Check every line of the material below for the string "Write", and return the ones that have it.

===== MATERIAL FOR THE TASK =====

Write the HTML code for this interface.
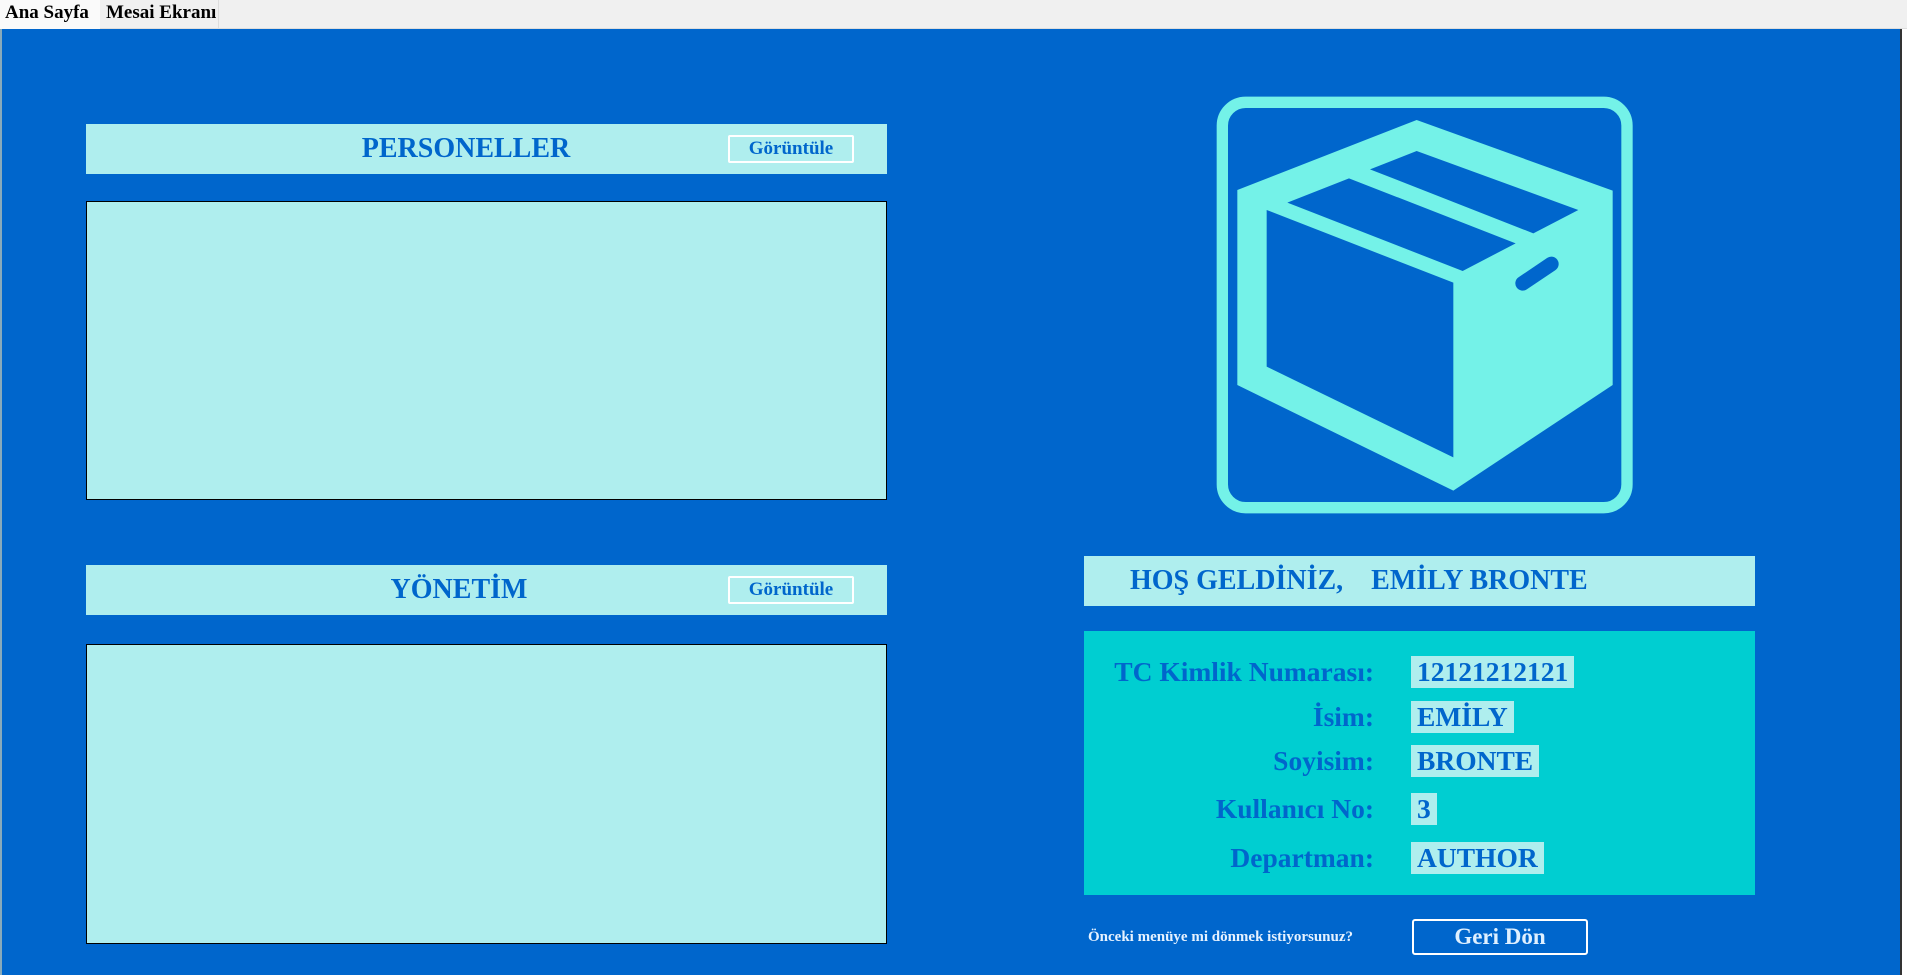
<!DOCTYPE html>
<html><head><meta charset="utf-8"><style>
*{margin:0;padding:0;box-sizing:border-box}
body{width:1907px;height:975px;overflow:hidden;background:#0066cc;font-family:"Liberation Serif",serif;font-weight:bold;position:relative}
.tabbar{position:absolute;left:0;top:0;width:1907px;height:29px;background:#f0f0f0;border-bottom:1px solid #ddd}
.tab{position:absolute;top:0;height:29px;font-size:19px;color:#000;line-height:26px;padding-left:6px}
.abs{position:absolute}
.bar{position:absolute;background:#afeeee;color:#0066cc;font-size:28px}
.btn{position:absolute;border:2px solid #fff;background:#afeeee;color:#0066cc;font-size:19px;text-align:center;line-height:24px;border-radius:2px}
.list{position:absolute;background:#afeeee;border:1px solid #000}
.lbl{position:absolute;right:533px;font-size:27.5px;color:#0066cc;text-align:right;white-space:nowrap;line-height:32px}
.val{position:absolute;left:1411px;height:32px;background:#afeeee;color:#0066cc;font-size:27.5px;line-height:32px;padding:0 6px;white-space:nowrap}
</style></head><body>
<div class="tabbar"></div>
<div class="tab" style="left:0;width:100px;background:#fafafa;padding-left:5px">Ana Sayfa</div>
<div class="tab" style="left:100px;width:119px;border-right:1px solid #ddd">Mesai Ekranı</div>
<div class="abs" style="left:0;top:29px;width:2px;height:946px;background:#8ab"></div>
<div class="abs" style="left:1900px;top:29px;width:7px;height:946px;background:#fff;border-left:2px solid #333"></div>

<div class="bar" style="left:86px;top:124px;width:801px;height:50px"><span class="abs" style="left:0;width:760px;text-align:center;top:9px">PERSONELLER</span></div>
<div class="btn" style="left:728px;top:135px;width:126px;height:28px">Görüntüle</div>
<div class="list" style="left:86px;top:201px;width:801px;height:299px"></div>

<div class="bar" style="left:86px;top:565px;width:801px;height:50px"><span class="abs" style="left:0;width:746px;text-align:center;top:9px">YÖNETİM</span></div>
<div class="btn" style="left:728px;top:576px;width:126px;height:28px">Görüntüle</div>
<div class="list" style="left:86px;top:644px;width:801px;height:300px"></div>

<svg class="abs" style="left:1180px;top:70px" width="480" height="460" viewBox="0 0 1440 1380">
<rect x="127" y="97" width="1214" height="1216" rx="70" fill="none" stroke="#74f2e8" stroke-width="34"/>
<polygon points="172,360 710,150 1298,362 1298,945 820,1262 172,945" fill="#74f2e8"/>
<polygon points="260,420 820,638 820,1162 260,890" fill="#0066cc"/>
<polygon points="322,398 507,325 1007,520 848,603" fill="#0066cc"/>
<polygon points="570,298 710,243 1195,420 1060,490" fill="#0066cc"/>
<line x1="1028" y1="640" x2="1114" y2="582" stroke="#0066cc" stroke-width="44" stroke-linecap="round"/>
</svg>

<div class="bar" style="left:1084px;top:556px;width:671px;height:50px"><span class="abs" style="left:46px;top:9px;white-space:nowrap">HOŞ GELDİNİZ,&nbsp;&nbsp;&nbsp; EMİLY BRONTE</span></div>

<div class="abs" style="left:1084px;top:631px;width:671px;height:264px;background:#00ced1"></div>
<div class="lbl" style="top:656px">TC Kimlik Numarası:</div>
<div class="val" style="top:656px">12121212121</div>
<div class="lbl" style="top:701px">İsim:</div>
<div class="val" style="top:701px">EMİLY</div>
<div class="lbl" style="top:745px">Soyisim:</div>
<div class="val" style="top:745px">BRONTE</div>
<div class="lbl" style="top:793px">Kullanıcı No:</div>
<div class="val" style="top:793px">3</div>
<div class="lbl" style="top:842px">Departman:</div>
<div class="val" style="top:842px">AUTHOR</div>

<div class="abs" style="left:1088px;top:929px;font-size:15px;color:#e6f2ff;white-space:nowrap">Önceki menüye mi dönmek istiyorsunuz?</div>
<div class="abs" style="left:1412px;top:919px;width:176px;height:36px;border:2px solid #fff;border-radius:3px;color:#dff0ff;font-size:23px;text-align:center;line-height:31px">Geri Dön</div>
</body></html>
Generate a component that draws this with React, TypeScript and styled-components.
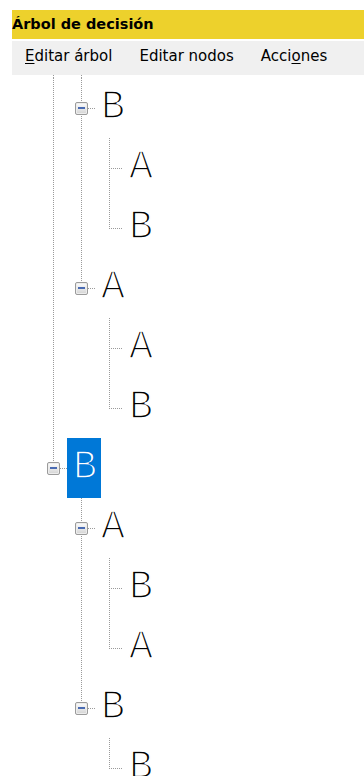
import styled, { createGlobalStyle } from "styled-components";

type Node = {
  label: string;
  anc: boolean[];
  handle: boolean;
  last: boolean;
  selected?: boolean;
};

const rows: Node[] = [
  { label: "B", anc: [true], handle: true, last: false },
  { label: "A", anc: [true, true], handle: false, last: false },
  { label: "B", anc: [true, true], handle: false, last: true },
  { label: "A", anc: [true], handle: true, last: true },
  { label: "A", anc: [true, false], handle: false, last: false },
  { label: "B", anc: [true, false], handle: false, last: true },
  { label: "B", anc: [], handle: true, last: true, selected: true },
  { label: "A", anc: [false], handle: true, last: false },
  { label: "B", anc: [false, true], handle: false, last: false },
  { label: "A", anc: [false, true], handle: false, last: true },
  { label: "B", anc: [false], handle: true, last: true },
  { label: "B", anc: [false, false], handle: false, last: true },
];

const dotV =
  "repeating-linear-gradient(to bottom, #9a9a9a 0 1px, transparent 1px 2px)";
const dotH =
  "repeating-linear-gradient(to right, #9a9a9a 0 1px, transparent 1px 2px)";

const GlobalStyle = createGlobalStyle`
  html, body {
    margin: 0;
    padding: 0;
    height: 100%;
    overflow: hidden;
    background: #fff;
  }
`;

const Window = styled.div`
  margin: 10px 0 0 12px;
  height: 766px;
  display: flex;
  flex-direction: column;
  overflow: hidden;
`;

const TitleBar = styled.div`
  height: 29px;
  line-height: 29px;
  margin-bottom: 2px;
  background: #edd12c;
  color: #000;
  font-family: "DejaVu Sans", Verdana, sans-serif;
  font-weight: bold;
  font-size: 14.5px;
  white-space: nowrap;
`;

const MenuBar = styled.div`
  display: flex;
  height: 34px;
  background: #f0f0f0;
  font-family: "DejaVu Sans", Verdana, sans-serif;
  font-size: 15px;
  color: #000;
`;

const MenuItem = styled.div`
  padding: 0 13px;
  margin-right: 1px;
  line-height: 30px;
  white-space: nowrap;
`;

const Mnemonic = styled.span`
  text-decoration: underline;
  text-underline-offset: 2px;
`;

const Tree = styled.div`
  flex: 1;
  overflow: hidden;
  padding-left: 27px;
  background: #fff;
`;

const Row = styled.div<{ $h: number }>`
  display: flex;
  height: ${({ $h }) => $h}px;
`;

const Guide = styled.div<{
  $full?: boolean;
  $up?: boolean;
  $down?: boolean;
  $stub?: number;
}>`
  width: 28px;
  height: 100%;
  flex-shrink: 0;
  box-sizing: border-box;
  padding-left: 8px;
  display: flex;
  align-items: center;
  background-repeat: no-repeat;
  ${({ $full, $up, $down, $stub }) => {
    const imgs: string[] = [];
    const pos: string[] = [];
    const size: string[] = [];
    if ($full) {
      imgs.push(dotV);
      pos.push("14px 0");
      size.push("1px 100%");
    }
    if ($up) {
      imgs.push(dotV);
      pos.push("14px 0");
      size.push("1px 50%");
    }
    if ($down) {
      imgs.push(dotV);
      pos.push("14px 100%");
      size.push("1px 50%");
    }
    if ($stub !== undefined) {
      imgs.push(dotH);
      pos.push(`${$stub}px 30px`);
      size.push(`${28 - $stub}px 1px`);
    }
    if (!imgs.length) return "";
    return `
      background-image: ${imgs.join(", ")};
      background-position: ${pos.join(", ")};
      background-size: ${size.join(", ")};
    `;
  }}
`;

const Handle = styled.div`
  width: 13px;
  height: 13px;
  box-sizing: border-box;
  border: 1px solid #9b9b9b;
  border-radius: 2px;
  background: linear-gradient(#fdfdfd, #d4d4d4);
  box-shadow: inset 0 0 0 1px #ededed;
  display: flex;
  align-items: center;
  justify-content: center;

  &::after {
    content: "";
    width: 7px;
    height: 2px;
    background: #4a6bb3;
  }
`;

const Label = styled.div<{ $selected?: boolean }>`
  height: 60px;
  line-height: 60px;
  padding: 0 4px 0 6px;
  font-family: "Liberation Mono", "Courier New", monospace;
  font-size: 40px;
  color: ${({ $selected }) => ($selected ? "#fff" : "#000")};
  background: ${({ $selected }) => ($selected ? "#0078d7" : "transparent")};
  -webkit-text-stroke: 1.7px
    ${({ $selected }) => ($selected ? "#0078d7" : "#fff")};
`;

export default function App() {
  return (
    <>
      <GlobalStyle />
      <Window>
        <TitleBar>Árbol de decisión</TitleBar>
        <MenuBar>
          <MenuItem>
            <Mnemonic>E</Mnemonic>ditar árbol
          </MenuItem>
          <MenuItem>Editar nodos</MenuItem>
          <MenuItem>
            Acci<Mnemonic>o</Mnemonic>nes
          </MenuItem>
        </MenuBar>
        <Tree>
          <Row $h={3}>
            <Guide $full />
            <Guide $full />
          </Row>
          {rows.map((r, i) => (
            <Row key={i} $h={60}>
              {r.anc.map((c, j) => (
                <Guide key={j} $full={c} />
              ))}
              {r.handle ? (
                <Guide $up $down={!r.last} $stub={21}>
                  <Handle />
                </Guide>
              ) : (
                <Guide $up $down={!r.last} $stub={14} />
              )}
              <Label $selected={r.selected}>{r.label}</Label>
            </Row>
          ))}
        </Tree>
      </Window>
    </>
  );
}
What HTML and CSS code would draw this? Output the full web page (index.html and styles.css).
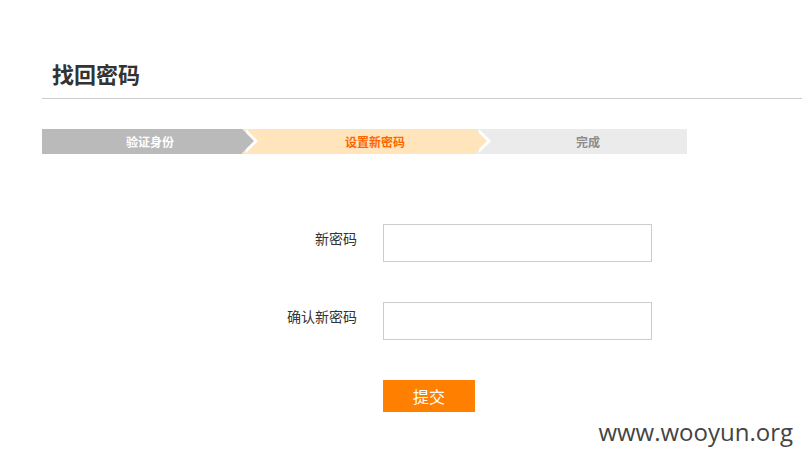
FILE: index.html
```html
<!DOCTYPE html>
<html lang="zh-CN">
<head>
  <meta charset="UTF-8" />
  <title>找回密码</title>
  <link rel="stylesheet" href="styles.css">
</head>
<body>
  <div class="page">
    <div class="header">
      <h1>找回密码</h1>
    </div>

    <div class="steps">
      <div class="step step-done">验证身份</div>
      <div class="step step-current">设置新密码</div>
      <div class="step step-next">完成</div>
    </div>

    <form class="reset-form">
      <label for="pwd">新密码</label>
      <input type="password" id="pwd" />

      <label for="pwd2">确认新密码</label>
      <input type="password" id="pwd2" />

      <span></span>
      <button type="submit">提交</button>
    </form>
  </div>

  <div class="watermark">www.wooyun.org</div>
</body>
</html>
```

FILE: styles.css
```css
body {
  margin: 0;
  font-family: "Noto Sans CJK SC", "Liberation Sans", sans-serif;
  background: #fff;
  color: #333;
  min-height: 463px;
  position: relative;
}

.page {
  margin-left: 42px;
  padding-top: 58px;
}

.header {
  border-bottom: 1px solid #ccc;
  padding: 0 0 10px 10px;
}

.header h1 {
  margin: 0;
  font-size: 22px;
  line-height: 30px;
  font-weight: bold;
  color: #333;
}

.steps {
  display: flex;
  width: 645px;
  margin-top: 30px;
  height: 25px;
}

.step {
  position: relative;
  height: 25px;
  line-height: 25px;
  font-size: 12px;
  font-weight: bold;
  text-align: center;
  box-sizing: border-box;
}

.step-done {
  width: 200px;
  padding-left: 16px;
  background: #bababa;
  color: #fff;
  z-index: 3;
}

.step-current {
  width: 233px;
  padding-left: 33px;
  background: #ffe4bc;
  color: #ff6600;
  z-index: 2;
}

.step-next {
  flex: 1;
  padding-left: 14px;
  background: #ebebeb;
  color: #8c8c8c;
  z-index: 1;
}

/* arrow with a white edge */
.step-done::before,
.step-current::before,
.step-done::after,
.step-current::after {
  content: "";
  position: absolute;
  top: 0;
  width: 0;
  height: 0;
  border-top: 12.5px solid transparent;
  border-bottom: 12.5px solid transparent;
  border-left: 12px solid #fff;
}

.step-done::before,
.step-current::before {
  right: -16px;
}

.step-done::after,
.step-current::after {
  right: -12px;
}

.step-done::after {
  border-left-color: #bababa;
}

.step-current::after {
  border-left-color: #ffe4bc;
}

.reset-form {
  display: grid;
  grid-template-columns: 315px 269px;
  column-gap: 26px;
  row-gap: 40px;
  margin-top: 70px;
}

.reset-form label {
  text-align: right;
  font-size: 14px;
  line-height: 18px;
  padding-top: 5px;
  color: #333;
}

.reset-form input {
  height: 38px;
  box-sizing: border-box;
  border: 1px solid #ccc;
  padding: 0 8px;
  font-size: 14px;
}

.reset-form button {
  width: 92px;
  height: 32px;
  background: #ff7f00;
  border: none;
  color: #fff;
  font-size: 16px;
  font-family: "Noto Sans CJK SC", sans-serif;
  cursor: pointer;
}

.watermark {
  position: absolute;
  right: 9px;
  top: 415px;
  font-family: "Open Sans", sans-serif;
  font-size: 24px;
  color: #444;
}
```
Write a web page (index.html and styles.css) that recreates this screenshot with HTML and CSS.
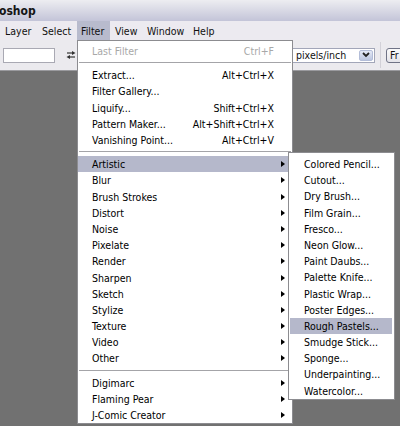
FILE: index.html
```html
<!DOCTYPE html>
<html>
<head>
<meta charset="utf-8">
<title>Filter menu</title>
<link rel="stylesheet" href="styles.css">
</head>
<body>
<div class="app">
  <div class="titlebar"><span class="title">oshop</span></div>
  <div class="menubar">
    <span class="mb-item">Layer</span>
    <span class="mb-item">Select</span>
    <span class="mb-item active">Filter</span>
    <span class="mb-item">View</span>
    <span class="mb-item">Window</span>
    <span class="mb-item">Help</span>
  </div>
  <div class="toolbar">
    <div class="field"></div>
    <svg class="swap" width="10" height="10" viewBox="0 0 10 10">
      <path d="M1 3H8" stroke="#333" stroke-width="1.2"/>
      <path d="M6 1L9.5 3L6 5Z" fill="#333"/>
      <path d="M2 7H9" stroke="#333" stroke-width="1.2"/>
      <path d="M4 5L0.5 7L4 9Z" fill="#333"/>
    </svg>
    <div class="select">
      <span class="select-text">pixels/inch</span>
      <span class="dd">
        <svg width="8" height="6" viewBox="0 0 8 6"><path d="M1 1L4 4L7 1" fill="none" stroke="#222" stroke-width="1.8"/></svg>
      </span>
    </div>
    <div class="tsep"></div>
    <div class="btn">Fr</div>
  </div>
  <div class="workspace"></div>

  <div class="menu main">
    <div class="mi disabled"><span class="label">Last Filter</span><span class="key">Ctrl+F</span><span class="arrcol"></span></div>
    <div class="sep"></div>
    <div class="mi"><span class="label">Extract...</span><span class="key">Alt+Ctrl+X</span><span class="arrcol"></span></div>
    <div class="mi"><span class="label">Filter Gallery...</span><span class="key"></span><span class="arrcol"></span></div>
    <div class="mi"><span class="label">Liquify...</span><span class="key">Shift+Ctrl+X</span><span class="arrcol"></span></div>
    <div class="mi"><span class="label">Pattern Maker...</span><span class="key">Alt+Shift+Ctrl+X</span><span class="arrcol"></span></div>
    <div class="mi"><span class="label">Vanishing Point...</span><span class="key">Alt+Ctrl+V</span><span class="arrcol"></span></div>
    <div class="sep"></div>
    <div class="mi hl"><span class="label">Artistic</span><span class="key"></span><span class="arrcol"><i class="arr"></i></span></div>
    <div class="mi"><span class="label">Blur</span><span class="key"></span><span class="arrcol"><i class="arr"></i></span></div>
    <div class="mi"><span class="label">Brush Strokes</span><span class="key"></span><span class="arrcol"><i class="arr"></i></span></div>
    <div class="mi"><span class="label">Distort</span><span class="key"></span><span class="arrcol"><i class="arr"></i></span></div>
    <div class="mi"><span class="label">Noise</span><span class="key"></span><span class="arrcol"><i class="arr"></i></span></div>
    <div class="mi"><span class="label">Pixelate</span><span class="key"></span><span class="arrcol"><i class="arr"></i></span></div>
    <div class="mi"><span class="label">Render</span><span class="key"></span><span class="arrcol"><i class="arr"></i></span></div>
    <div class="mi"><span class="label">Sharpen</span><span class="key"></span><span class="arrcol"><i class="arr"></i></span></div>
    <div class="mi"><span class="label">Sketch</span><span class="key"></span><span class="arrcol"><i class="arr"></i></span></div>
    <div class="mi"><span class="label">Stylize</span><span class="key"></span><span class="arrcol"><i class="arr"></i></span></div>
    <div class="mi"><span class="label">Texture</span><span class="key"></span><span class="arrcol"><i class="arr"></i></span></div>
    <div class="mi"><span class="label">Video</span><span class="key"></span><span class="arrcol"><i class="arr"></i></span></div>
    <div class="mi"><span class="label">Other</span><span class="key"></span><span class="arrcol"><i class="arr"></i></span></div>
    <div class="sep"></div>
    <div class="mi"><span class="label">Digimarc</span><span class="key"></span><span class="arrcol"><i class="arr"></i></span></div>
    <div class="mi"><span class="label">Flaming Pear</span><span class="key"></span><span class="arrcol"><i class="arr"></i></span></div>
    <div class="mi"><span class="label">J-Comic Creator</span><span class="key"></span><span class="arrcol"><i class="arr"></i></span></div>
  </div>

  <div class="menu sub">
    <div class="si">Colored Pencil...</div>
    <div class="si">Cutout...</div>
    <div class="si">Dry Brush...</div>
    <div class="si">Film Grain...</div>
    <div class="si">Fresco...</div>
    <div class="si">Neon Glow...</div>
    <div class="si">Paint Daubs...</div>
    <div class="si">Palette Knife...</div>
    <div class="si">Plastic Wrap...</div>
    <div class="si">Poster Edges...</div>
    <div class="si hl">Rough Pastels...</div>
    <div class="si">Smudge Stick...</div>
    <div class="si">Sponge...</div>
    <div class="si">Underpainting...</div>
    <div class="si">Watercolor...</div>
  </div>
</div>
</body>
</html>
```
FILE: styles.css
```css
* { box-sizing: border-box; margin: 0; padding: 0; }
html, body { width: 400px; height: 426px; overflow: hidden; }
body {
  background: #707070;
  font-family: "DejaVu Sans Condensed", "DejaVu Sans", sans-serif;
  font-stretch: condensed;
  font-size: 10.5px;
  color: #000;
}
.app {
  position: relative;
  width: 400px;
  height: 426px;
  display: flex;
  flex-direction: column;
}
.titlebar {
  height: 21px;
  flex: none;
  background: linear-gradient(#ededf1, #c3c4d8);
  display: flex;
  align-items: center;
}
.title {
  font-weight: bold;
  font-size: 12px;
  color: #151515;
  margin-left: -1px;
}
.menubar {
  height: 19px;
  flex: none;
  background: #eceaf0;
  display: grid;
  grid-template-columns: 37px 40px 33px 32px 46px 1fr;
}
.mb-item {
  display: flex;
  align-items: center;
  padding-left: 5px;
  color: #111;
}
.mb-item.active {
  background: #b8bbcd;
  padding-left: 4px;
}
.toolbar {
  height: 31px;
  flex: none;
  background: #ebeaee;
  border-bottom: 1px solid #9a9a9e;
  display: flex;
  align-items: center;
}
.field {
  flex: none;
  margin-left: 3px;
  width: 52px;
  height: 15px;
  background: #fff;
  border: 1px solid #a9a9b3;
}
.swap {
  flex: none;
  margin-left: 11px;
}
.select {
  flex: none;
  margin-left: 216px;
  width: 83px;
  height: 15px;
  background: #fff;
  border: 1px solid #a2a6b8;
  display: flex;
  align-items: center;
  justify-content: space-between;
  padding: 0 1px 0 3px;
}
.select-text {
  font-size: 10.5px;
  color: #111;
}
.dd {
  width: 14px;
  height: 11px;
  background: linear-gradient(#e4e9f6, #bcc6e0);
  border: 1px solid #b3bdd8;
  border-radius: 2px;
  display: flex;
  align-items: center;
  justify-content: center;
}
.tsep {
  flex: none;
  width: 1px;
  height: 26px;
  margin-left: 5px;
  background: #d2d1d8;
}
.btn {
  flex: none;
  margin-left: 5px;
  width: 30px;
  height: 15px;
  border: 1px solid #6f7386;
  border-radius: 3px;
  background: linear-gradient(#fafafa, #e4e4ea);
  padding-left: 3px;
  display: flex;
  align-items: center;
  color: #111;
}
.workspace {
  flex: 1;
  background: #717171;
}

.menu {
  position: absolute;
  background: #fff;
  border: 1px solid #8c8c90;
}
.main {
  left: 77px;
  top: 40px;
  width: 216px;
  padding-top: 2px;
}
.mi {
  height: 16.2px;
  display: grid;
  grid-template-columns: 1fr auto 11px;
  align-items: center;
  padding-left: 14px;
  padding-right: 7px;
  white-space: nowrap;
}
.mi.disabled { color: #a8a8a8; }
.hl { background: #b5b8cb; }
.key { text-align: right; }
.arrcol {
  display: flex;
  justify-content: flex-end;
  align-items: center;
}
.arr {
  display: block;
  width: 0;
  height: 0;
  border-top: 3.5px solid transparent;
  border-bottom: 3.5px solid transparent;
  border-left: 4px solid #000;
}
.sep {
  height: 8px;
  padding-top: 3px;
  margin: 0 1px;
}
.sep::before {
  content: "";
  display: block;
  height: 1px;
  background: #a4a4a8;
}
.sub {
  left: 288px;
  top: 152px;
  width: 107px;
  padding: 3px 2px 0 1px;
}
.si {
  height: 16.2px;
  line-height: 16.2px;
  padding-left: 14px;
  white-space: nowrap;
}
```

=====

# CORRECT OUTPUT
Write the HTML code for this interface.
Write a web page (index.html and styles.css) that recreates this screenshot with HTML and CSS.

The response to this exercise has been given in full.